### SUPPLIED MATERIAL
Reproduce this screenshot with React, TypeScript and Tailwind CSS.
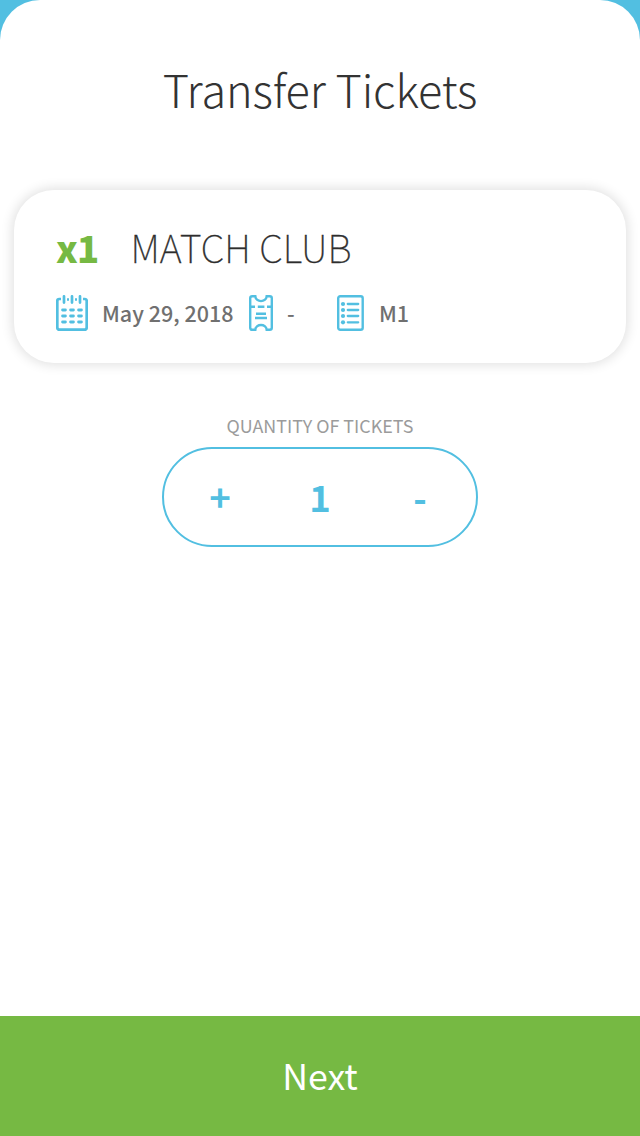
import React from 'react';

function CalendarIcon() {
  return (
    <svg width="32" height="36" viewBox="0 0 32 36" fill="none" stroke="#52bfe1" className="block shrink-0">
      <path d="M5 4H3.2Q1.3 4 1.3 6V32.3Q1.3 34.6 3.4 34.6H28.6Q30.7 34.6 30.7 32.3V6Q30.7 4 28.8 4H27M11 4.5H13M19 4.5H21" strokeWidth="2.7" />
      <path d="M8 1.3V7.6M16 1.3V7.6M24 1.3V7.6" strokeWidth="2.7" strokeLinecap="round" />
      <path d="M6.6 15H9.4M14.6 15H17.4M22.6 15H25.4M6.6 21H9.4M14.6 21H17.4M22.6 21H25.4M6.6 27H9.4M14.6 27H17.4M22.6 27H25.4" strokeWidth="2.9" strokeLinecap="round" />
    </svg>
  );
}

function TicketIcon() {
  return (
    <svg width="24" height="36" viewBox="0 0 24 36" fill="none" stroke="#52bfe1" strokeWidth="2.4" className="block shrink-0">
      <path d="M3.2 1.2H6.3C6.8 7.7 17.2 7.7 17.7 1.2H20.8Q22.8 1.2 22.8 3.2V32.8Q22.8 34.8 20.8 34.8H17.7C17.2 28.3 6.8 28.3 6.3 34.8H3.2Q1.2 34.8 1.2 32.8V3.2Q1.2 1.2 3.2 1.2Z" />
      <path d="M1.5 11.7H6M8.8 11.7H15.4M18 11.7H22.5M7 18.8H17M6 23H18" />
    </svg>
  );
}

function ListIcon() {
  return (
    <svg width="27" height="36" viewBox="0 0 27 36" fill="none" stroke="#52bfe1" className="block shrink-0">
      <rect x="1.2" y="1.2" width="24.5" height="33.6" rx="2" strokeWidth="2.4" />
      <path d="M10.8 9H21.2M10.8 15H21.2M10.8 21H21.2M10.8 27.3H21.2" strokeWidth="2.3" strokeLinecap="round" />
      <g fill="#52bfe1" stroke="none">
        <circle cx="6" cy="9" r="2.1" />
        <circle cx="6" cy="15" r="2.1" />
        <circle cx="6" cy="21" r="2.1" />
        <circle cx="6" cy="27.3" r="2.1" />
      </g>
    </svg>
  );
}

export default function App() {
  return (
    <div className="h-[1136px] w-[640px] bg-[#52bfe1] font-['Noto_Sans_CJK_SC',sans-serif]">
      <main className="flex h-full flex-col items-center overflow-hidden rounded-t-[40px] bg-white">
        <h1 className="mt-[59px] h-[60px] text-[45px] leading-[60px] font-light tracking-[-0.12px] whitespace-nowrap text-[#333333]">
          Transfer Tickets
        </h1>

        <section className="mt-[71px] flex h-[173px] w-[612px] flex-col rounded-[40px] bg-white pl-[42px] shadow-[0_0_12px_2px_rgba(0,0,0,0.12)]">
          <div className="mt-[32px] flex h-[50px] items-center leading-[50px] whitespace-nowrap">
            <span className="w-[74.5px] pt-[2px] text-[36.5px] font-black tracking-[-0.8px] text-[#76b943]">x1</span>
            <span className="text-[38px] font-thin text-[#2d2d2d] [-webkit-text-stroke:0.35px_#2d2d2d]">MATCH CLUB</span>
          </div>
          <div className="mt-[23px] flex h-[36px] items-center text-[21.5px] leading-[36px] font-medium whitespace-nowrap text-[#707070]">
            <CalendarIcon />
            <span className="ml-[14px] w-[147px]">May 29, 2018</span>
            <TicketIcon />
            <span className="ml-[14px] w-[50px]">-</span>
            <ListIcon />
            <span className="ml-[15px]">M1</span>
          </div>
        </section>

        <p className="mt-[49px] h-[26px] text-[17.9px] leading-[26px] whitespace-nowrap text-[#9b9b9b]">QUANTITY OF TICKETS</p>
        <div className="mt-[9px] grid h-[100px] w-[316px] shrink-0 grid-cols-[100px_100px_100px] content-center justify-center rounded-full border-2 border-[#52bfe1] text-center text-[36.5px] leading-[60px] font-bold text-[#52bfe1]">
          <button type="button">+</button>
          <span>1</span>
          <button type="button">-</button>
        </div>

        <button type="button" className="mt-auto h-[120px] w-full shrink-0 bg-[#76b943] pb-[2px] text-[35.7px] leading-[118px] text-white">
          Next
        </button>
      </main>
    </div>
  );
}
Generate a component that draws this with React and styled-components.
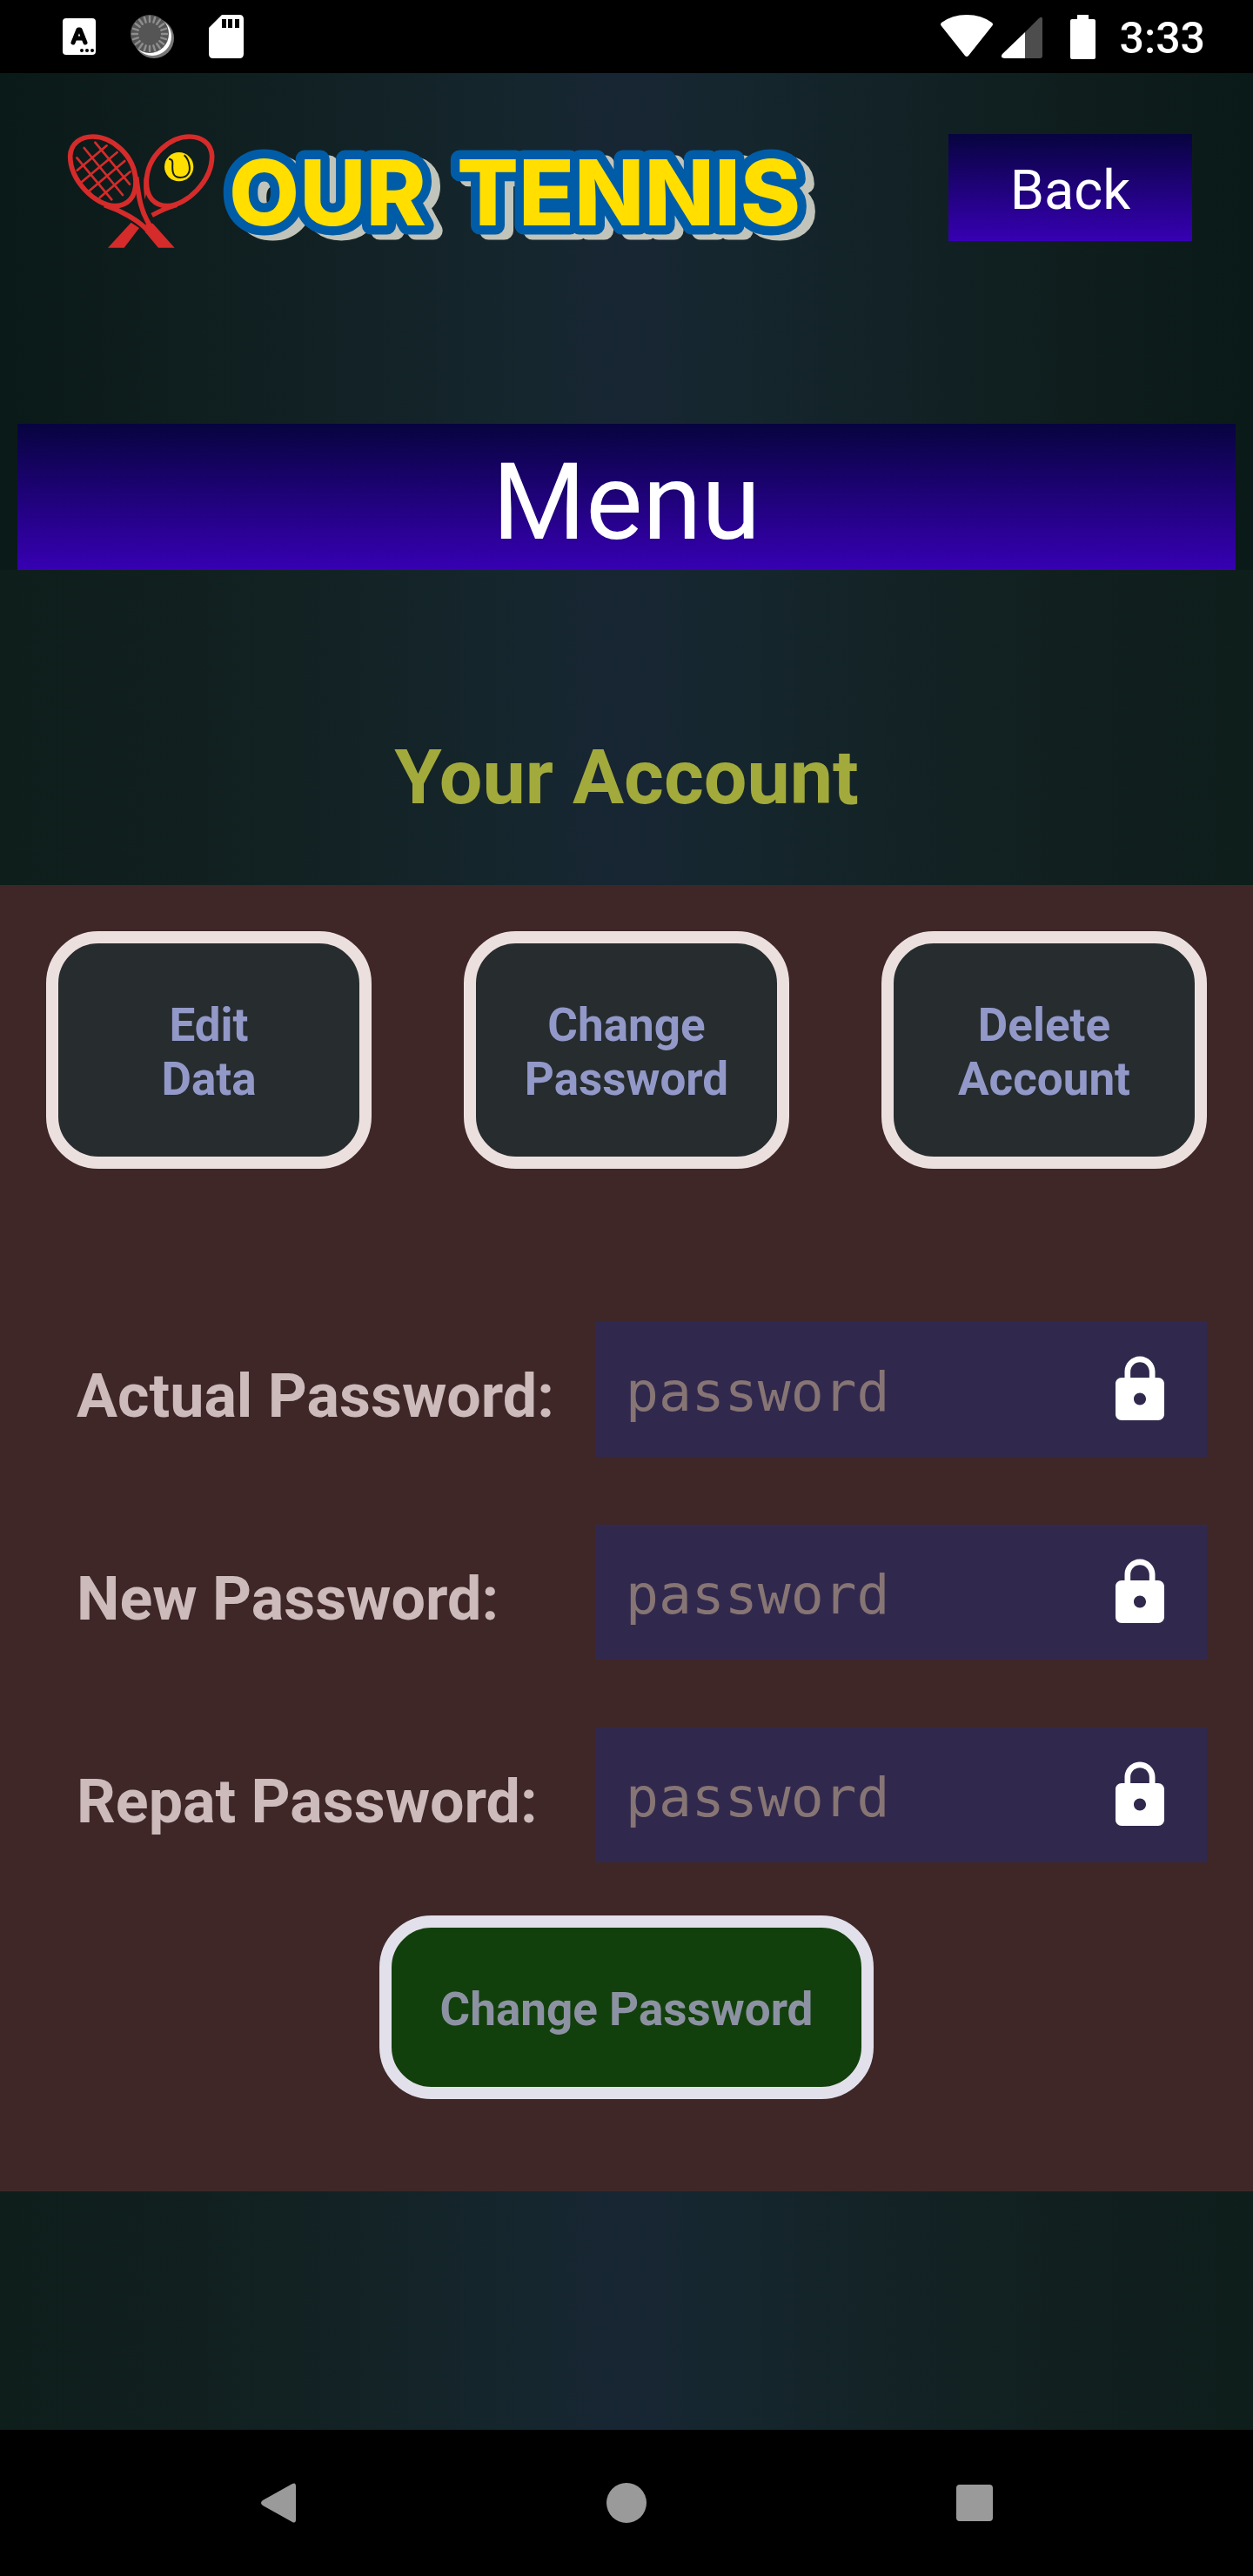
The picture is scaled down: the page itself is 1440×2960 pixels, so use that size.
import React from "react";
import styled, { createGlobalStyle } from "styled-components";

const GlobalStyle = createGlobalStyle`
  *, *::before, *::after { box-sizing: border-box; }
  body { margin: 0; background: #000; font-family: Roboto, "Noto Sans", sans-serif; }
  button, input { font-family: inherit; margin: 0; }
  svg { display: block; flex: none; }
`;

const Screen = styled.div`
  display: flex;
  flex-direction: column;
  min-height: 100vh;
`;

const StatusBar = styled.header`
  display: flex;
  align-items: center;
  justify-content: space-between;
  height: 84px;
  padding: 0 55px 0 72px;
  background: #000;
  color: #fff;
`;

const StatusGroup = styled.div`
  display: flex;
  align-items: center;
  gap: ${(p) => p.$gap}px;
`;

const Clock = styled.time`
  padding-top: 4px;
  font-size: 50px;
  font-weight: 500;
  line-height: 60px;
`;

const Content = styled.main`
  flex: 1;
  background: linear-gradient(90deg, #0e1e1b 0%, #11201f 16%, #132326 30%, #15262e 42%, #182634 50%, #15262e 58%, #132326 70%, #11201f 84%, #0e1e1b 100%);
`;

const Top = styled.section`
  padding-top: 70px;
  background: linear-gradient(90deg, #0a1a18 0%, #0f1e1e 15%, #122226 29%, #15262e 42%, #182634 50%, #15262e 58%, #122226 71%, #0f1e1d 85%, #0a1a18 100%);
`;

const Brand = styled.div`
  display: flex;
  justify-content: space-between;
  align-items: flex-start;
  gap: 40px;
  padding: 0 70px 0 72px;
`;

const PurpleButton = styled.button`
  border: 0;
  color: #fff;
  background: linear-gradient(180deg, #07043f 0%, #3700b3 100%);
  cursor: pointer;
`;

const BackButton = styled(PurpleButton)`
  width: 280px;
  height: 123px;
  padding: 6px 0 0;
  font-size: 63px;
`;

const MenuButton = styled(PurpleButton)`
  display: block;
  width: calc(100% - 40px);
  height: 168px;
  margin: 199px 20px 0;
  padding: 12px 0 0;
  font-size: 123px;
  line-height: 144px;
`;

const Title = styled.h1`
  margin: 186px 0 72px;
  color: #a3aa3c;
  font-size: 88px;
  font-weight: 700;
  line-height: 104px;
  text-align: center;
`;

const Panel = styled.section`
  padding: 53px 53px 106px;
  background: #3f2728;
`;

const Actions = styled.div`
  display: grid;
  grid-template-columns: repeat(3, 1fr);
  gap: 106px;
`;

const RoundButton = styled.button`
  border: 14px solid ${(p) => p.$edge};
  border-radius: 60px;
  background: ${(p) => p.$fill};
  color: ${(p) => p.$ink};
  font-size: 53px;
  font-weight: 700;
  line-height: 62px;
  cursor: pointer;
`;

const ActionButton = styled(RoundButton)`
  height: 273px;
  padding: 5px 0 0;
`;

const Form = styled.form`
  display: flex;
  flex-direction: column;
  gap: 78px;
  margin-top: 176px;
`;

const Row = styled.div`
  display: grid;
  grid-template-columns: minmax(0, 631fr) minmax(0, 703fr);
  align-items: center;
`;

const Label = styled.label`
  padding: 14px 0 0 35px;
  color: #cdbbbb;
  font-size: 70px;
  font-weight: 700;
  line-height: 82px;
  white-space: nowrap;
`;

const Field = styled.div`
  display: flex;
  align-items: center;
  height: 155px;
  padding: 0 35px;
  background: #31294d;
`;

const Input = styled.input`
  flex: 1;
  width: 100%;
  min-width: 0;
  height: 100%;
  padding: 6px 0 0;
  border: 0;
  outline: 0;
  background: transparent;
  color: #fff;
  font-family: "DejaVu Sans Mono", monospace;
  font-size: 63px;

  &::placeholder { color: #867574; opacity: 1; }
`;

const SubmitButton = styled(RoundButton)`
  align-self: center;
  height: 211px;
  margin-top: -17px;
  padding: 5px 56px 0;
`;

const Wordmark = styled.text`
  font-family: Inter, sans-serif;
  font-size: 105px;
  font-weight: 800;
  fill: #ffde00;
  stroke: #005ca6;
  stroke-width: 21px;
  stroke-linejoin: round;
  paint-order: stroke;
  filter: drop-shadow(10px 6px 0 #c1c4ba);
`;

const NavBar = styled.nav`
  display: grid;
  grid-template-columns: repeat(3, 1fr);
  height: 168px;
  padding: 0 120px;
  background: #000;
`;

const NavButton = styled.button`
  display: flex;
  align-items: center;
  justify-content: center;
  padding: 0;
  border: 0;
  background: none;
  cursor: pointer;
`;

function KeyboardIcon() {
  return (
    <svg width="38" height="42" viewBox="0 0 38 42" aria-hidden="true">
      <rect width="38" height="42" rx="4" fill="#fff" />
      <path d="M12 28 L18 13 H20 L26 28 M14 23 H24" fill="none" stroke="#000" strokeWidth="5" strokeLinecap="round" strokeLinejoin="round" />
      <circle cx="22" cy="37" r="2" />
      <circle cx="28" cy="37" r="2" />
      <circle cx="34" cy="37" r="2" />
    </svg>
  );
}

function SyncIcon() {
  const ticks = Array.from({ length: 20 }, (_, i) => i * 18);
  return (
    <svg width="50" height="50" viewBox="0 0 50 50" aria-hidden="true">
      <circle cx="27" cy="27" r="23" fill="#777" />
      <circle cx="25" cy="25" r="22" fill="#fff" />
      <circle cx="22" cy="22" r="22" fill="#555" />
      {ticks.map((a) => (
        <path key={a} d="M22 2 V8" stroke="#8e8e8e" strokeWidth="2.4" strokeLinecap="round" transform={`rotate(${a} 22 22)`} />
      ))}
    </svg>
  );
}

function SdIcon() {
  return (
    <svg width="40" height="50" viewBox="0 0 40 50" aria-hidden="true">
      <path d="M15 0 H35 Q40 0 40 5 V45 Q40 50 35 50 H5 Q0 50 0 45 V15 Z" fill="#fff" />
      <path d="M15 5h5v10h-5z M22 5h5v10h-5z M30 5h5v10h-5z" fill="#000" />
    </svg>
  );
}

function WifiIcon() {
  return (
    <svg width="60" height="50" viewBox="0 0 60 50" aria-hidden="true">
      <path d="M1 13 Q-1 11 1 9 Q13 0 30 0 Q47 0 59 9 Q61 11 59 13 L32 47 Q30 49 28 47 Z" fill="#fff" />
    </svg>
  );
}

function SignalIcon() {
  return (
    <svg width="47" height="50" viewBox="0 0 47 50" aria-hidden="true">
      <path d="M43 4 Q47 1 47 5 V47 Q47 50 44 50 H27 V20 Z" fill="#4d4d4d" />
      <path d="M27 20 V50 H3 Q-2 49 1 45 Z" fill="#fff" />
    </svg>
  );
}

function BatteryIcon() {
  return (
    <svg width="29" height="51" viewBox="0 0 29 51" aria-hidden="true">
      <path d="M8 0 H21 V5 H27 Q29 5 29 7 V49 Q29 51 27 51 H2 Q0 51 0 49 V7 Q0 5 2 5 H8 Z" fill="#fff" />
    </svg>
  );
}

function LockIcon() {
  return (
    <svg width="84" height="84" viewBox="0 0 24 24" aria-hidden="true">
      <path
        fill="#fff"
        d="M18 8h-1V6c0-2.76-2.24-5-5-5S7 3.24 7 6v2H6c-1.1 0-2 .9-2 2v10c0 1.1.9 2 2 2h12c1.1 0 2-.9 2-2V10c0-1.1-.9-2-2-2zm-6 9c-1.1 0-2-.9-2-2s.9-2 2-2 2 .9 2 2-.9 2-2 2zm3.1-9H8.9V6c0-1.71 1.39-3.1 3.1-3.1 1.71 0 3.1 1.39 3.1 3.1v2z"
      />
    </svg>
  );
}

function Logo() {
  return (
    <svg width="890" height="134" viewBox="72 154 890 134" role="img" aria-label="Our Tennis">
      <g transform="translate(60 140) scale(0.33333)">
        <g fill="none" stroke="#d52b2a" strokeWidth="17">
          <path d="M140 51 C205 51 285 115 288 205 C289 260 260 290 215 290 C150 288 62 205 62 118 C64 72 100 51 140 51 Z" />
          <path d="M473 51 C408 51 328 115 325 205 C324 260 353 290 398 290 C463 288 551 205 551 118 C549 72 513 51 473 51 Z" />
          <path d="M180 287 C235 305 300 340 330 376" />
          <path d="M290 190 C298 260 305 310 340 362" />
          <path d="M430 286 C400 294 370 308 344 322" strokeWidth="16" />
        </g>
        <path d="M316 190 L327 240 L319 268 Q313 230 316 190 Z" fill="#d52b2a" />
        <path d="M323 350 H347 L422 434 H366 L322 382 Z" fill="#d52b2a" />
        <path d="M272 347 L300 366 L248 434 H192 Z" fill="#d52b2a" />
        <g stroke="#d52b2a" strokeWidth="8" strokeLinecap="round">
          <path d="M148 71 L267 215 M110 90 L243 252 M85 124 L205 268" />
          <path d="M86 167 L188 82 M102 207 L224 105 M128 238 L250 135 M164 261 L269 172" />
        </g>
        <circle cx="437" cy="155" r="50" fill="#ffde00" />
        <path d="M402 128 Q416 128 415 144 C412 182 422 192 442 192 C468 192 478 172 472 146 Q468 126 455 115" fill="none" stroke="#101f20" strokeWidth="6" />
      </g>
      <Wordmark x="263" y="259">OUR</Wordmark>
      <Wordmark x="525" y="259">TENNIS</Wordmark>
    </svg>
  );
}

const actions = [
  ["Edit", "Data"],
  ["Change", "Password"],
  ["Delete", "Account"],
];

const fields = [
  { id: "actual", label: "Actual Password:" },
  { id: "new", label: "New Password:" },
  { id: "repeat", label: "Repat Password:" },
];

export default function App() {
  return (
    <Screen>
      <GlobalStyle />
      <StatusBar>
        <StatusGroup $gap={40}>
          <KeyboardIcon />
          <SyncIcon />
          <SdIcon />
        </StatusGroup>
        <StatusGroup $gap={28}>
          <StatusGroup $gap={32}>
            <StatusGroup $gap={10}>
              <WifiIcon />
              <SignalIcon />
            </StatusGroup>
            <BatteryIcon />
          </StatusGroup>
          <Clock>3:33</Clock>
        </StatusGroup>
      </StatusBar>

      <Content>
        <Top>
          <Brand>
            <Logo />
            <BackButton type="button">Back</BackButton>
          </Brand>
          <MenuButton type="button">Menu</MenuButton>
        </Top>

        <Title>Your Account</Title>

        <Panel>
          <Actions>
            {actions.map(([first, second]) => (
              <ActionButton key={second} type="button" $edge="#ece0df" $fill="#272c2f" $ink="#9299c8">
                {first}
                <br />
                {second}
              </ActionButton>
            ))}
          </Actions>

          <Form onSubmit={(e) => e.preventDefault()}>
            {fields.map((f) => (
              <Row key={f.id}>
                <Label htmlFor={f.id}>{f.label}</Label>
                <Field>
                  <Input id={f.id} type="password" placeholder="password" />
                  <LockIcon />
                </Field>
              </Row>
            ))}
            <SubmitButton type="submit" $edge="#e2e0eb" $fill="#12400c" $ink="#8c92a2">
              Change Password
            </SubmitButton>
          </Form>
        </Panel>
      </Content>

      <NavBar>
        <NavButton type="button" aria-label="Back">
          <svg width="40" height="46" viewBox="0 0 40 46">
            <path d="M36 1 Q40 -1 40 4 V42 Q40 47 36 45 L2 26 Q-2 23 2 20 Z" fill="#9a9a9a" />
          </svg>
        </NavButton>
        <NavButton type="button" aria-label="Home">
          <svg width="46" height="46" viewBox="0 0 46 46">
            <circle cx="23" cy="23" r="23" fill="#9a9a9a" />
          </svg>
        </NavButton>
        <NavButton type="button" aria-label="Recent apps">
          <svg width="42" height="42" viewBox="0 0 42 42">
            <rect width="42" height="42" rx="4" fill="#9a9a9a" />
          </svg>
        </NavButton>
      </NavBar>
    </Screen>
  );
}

### WHAT IS BEING ASKED
Above are some records. Count the lines among them with the word "components", and answer with the number only.

### RESULT FOR THIS TASK
2